How to Implement Merge Sort
A step-by-step guide on how to implement the Merge Sort algorithm using the divide and conquer strategy to sort an array in O(N log N) time.
Understand the Divide and Conquer Strategy
Merge Sort works by repeatedly splitting the array in half until each piece has only one element. A single element is already sorted by definition. Then it merges those sorted pieces back together in the correct order.
Find the Midpoint and Split
Calculate the middle index of the current array segment. Recursively call Merge Sort on the left half from the start to the middle. Recursively call Merge Sort on the right half from the middle plus one to the end. These calls keep splitting until the base case is reached.
Define the Base Case
The base case is when the segment has one or zero elements, meaning the start index is greater than or equal to the end index. At this point, simply return because a single element needs no sorting.
Create the Merge Function
The Merge function takes two sorted halves and combines them into a single sorted segment. Create a temporary array to hold the merged result. Use two pointers, one starting at the beginning of the left half and one starting at the beginning of the right half.

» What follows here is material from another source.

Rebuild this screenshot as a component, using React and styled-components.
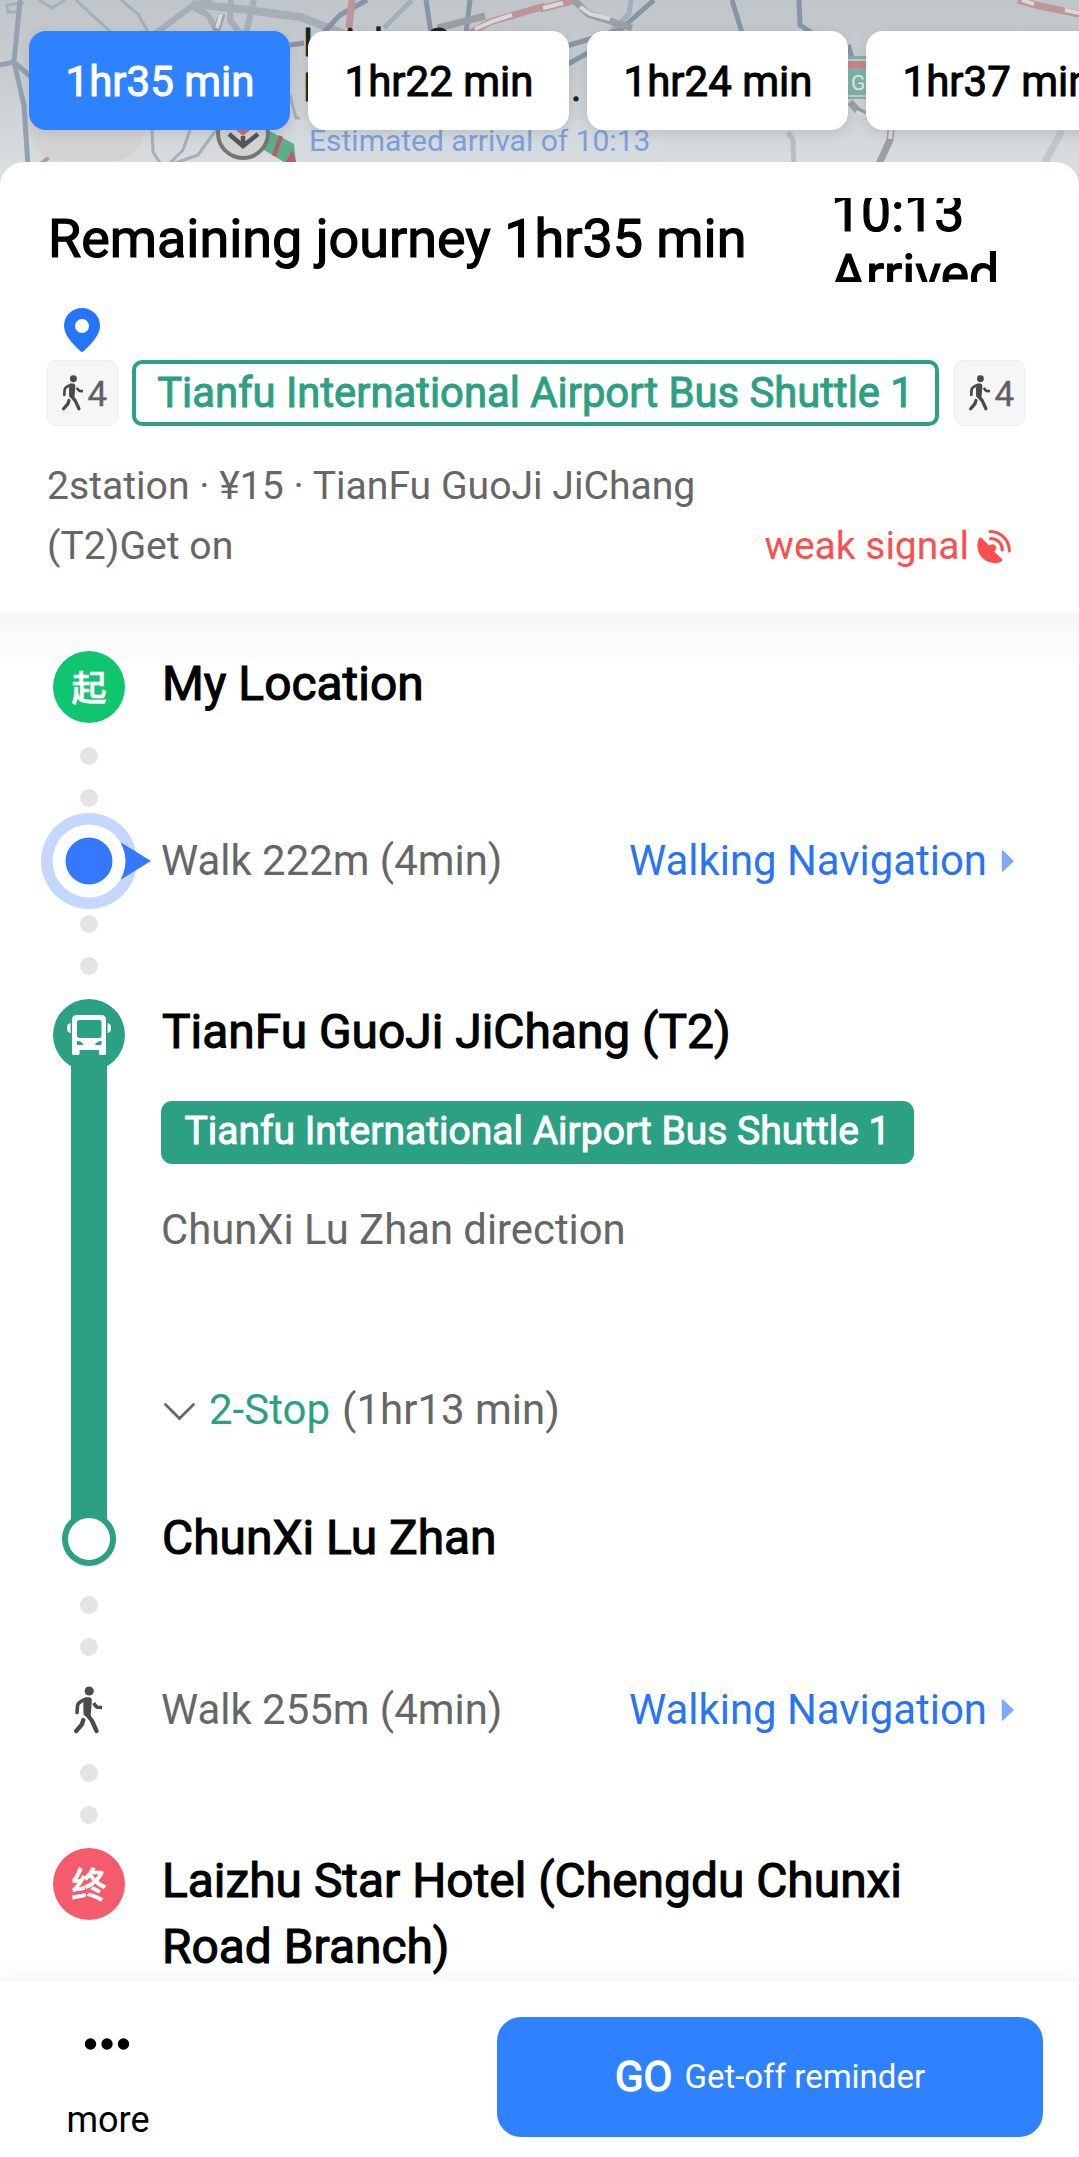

Compare and Place Elements
In a loop, compare the elements that the two pointers are currently pointing at. Take the smaller element and place it into the temporary array. Advance the pointer of whichever half you just took from. Continue until one of the halves is completely exhausted.
Copy Remaining Elements
After the loop, one half may still have remaining elements. Copy all remaining elements from the left half into the temporary array, then copy all remaining elements from the right half. These elements are already in sorted order so no comparison is needed.
Copy Back to the Original Array
Once the temporary array is fully built, copy all its elements back into the corresponding positions of the original array. The segment is now sorted in place and the recursion can unwind to merge larger and larger sorted pieces.